§ **Problem description**: Search the listing for the string "index" and copy every line that contains it.
** Begin **
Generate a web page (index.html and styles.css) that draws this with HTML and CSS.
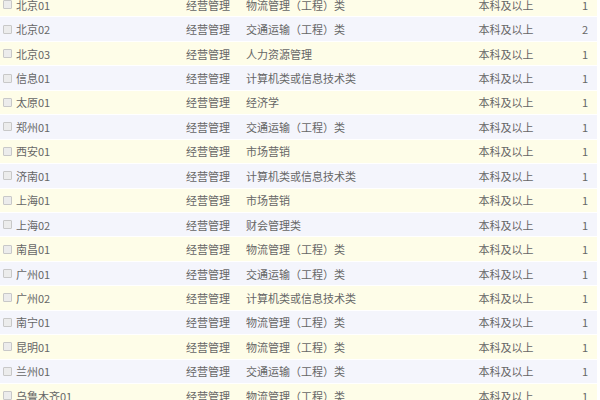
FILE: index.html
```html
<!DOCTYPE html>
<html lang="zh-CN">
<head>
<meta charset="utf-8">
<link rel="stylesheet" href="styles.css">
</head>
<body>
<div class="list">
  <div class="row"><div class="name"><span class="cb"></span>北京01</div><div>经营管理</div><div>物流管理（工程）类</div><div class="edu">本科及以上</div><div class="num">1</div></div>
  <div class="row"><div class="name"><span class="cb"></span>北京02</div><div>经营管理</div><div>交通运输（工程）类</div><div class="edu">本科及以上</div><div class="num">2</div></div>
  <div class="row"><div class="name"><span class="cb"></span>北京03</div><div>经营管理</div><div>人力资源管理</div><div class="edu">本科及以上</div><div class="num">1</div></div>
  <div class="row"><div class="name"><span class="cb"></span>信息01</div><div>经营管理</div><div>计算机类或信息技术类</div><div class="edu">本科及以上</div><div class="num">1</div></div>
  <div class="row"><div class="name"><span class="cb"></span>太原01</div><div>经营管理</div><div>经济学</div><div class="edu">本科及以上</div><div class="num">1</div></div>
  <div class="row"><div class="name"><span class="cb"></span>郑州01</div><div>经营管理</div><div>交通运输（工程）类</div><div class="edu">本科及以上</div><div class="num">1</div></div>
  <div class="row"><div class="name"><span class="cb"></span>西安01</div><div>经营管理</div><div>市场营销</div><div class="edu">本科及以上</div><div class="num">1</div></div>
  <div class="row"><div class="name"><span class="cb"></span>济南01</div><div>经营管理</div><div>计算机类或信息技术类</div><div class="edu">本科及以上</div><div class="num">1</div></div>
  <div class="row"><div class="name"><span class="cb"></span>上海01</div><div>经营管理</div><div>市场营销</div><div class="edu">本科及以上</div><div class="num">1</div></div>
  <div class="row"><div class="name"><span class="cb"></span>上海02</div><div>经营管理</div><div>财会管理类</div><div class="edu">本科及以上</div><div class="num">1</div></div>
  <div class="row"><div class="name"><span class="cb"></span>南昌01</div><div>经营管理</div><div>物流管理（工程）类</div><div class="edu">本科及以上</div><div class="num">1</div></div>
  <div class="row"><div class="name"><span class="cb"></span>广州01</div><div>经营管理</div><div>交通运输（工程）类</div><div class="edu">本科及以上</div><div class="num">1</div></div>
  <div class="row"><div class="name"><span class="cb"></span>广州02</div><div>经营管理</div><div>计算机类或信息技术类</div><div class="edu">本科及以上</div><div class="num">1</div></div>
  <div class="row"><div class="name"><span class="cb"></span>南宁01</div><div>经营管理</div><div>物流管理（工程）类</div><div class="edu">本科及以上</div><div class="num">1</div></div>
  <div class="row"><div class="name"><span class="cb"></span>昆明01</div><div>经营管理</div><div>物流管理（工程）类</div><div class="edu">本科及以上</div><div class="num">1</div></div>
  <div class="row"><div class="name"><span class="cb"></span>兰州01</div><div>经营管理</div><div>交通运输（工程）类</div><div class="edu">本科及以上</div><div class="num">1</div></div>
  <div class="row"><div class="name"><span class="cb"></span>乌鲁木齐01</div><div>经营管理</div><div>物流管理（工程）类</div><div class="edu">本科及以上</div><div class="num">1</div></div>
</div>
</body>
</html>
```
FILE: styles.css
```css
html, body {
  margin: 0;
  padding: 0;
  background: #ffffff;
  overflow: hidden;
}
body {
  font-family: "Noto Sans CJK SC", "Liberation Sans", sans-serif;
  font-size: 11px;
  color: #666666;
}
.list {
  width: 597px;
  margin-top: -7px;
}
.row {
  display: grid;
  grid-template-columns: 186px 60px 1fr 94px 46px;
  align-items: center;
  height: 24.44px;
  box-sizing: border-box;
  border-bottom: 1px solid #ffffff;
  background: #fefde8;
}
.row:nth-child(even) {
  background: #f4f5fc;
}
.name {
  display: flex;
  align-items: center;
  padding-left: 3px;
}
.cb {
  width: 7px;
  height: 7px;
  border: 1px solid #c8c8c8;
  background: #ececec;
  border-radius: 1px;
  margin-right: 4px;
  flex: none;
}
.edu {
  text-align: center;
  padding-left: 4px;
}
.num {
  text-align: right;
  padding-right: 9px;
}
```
** End **
** Begin **
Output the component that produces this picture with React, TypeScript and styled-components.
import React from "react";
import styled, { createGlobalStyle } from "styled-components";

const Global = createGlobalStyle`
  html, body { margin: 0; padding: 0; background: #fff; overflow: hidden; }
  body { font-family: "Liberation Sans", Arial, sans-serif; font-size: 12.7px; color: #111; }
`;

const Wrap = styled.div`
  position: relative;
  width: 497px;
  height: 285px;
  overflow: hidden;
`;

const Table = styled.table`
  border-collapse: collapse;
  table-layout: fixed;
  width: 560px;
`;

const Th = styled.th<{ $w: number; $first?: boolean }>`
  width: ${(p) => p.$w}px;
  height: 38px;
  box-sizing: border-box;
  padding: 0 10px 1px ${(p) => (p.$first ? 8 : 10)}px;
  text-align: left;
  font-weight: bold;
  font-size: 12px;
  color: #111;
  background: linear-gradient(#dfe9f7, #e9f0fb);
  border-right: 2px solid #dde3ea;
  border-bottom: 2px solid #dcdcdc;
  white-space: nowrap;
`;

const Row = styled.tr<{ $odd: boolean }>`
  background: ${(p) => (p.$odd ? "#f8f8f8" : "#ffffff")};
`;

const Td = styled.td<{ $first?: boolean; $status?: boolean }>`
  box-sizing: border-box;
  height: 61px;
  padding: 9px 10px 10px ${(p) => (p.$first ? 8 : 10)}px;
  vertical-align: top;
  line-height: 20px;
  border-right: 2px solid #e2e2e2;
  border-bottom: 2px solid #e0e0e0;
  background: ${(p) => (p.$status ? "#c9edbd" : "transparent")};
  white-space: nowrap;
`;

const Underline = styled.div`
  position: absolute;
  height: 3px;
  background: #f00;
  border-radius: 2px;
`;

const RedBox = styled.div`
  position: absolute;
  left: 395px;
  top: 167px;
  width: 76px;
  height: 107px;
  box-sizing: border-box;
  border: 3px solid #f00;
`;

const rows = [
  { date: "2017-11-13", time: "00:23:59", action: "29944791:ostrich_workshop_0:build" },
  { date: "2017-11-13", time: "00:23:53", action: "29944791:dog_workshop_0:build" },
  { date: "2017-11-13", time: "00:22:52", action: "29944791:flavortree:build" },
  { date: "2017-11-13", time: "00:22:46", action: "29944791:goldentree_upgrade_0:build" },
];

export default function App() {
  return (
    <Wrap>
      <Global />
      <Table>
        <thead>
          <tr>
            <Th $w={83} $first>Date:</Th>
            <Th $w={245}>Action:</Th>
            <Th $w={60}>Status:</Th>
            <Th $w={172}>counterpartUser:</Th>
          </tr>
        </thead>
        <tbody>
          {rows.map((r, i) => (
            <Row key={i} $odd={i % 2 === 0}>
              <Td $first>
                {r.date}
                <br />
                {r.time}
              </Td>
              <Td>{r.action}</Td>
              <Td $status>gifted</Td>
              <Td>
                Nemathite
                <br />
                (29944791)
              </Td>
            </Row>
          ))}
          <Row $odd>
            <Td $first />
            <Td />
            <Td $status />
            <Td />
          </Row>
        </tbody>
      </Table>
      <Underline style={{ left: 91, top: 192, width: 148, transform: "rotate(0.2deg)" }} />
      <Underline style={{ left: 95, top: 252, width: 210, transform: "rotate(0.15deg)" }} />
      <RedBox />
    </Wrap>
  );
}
** End **
§ **Expected answer**:
Generate a web page (index.html and styles.css) that draws this with HTML and CSS.
FILE: index.html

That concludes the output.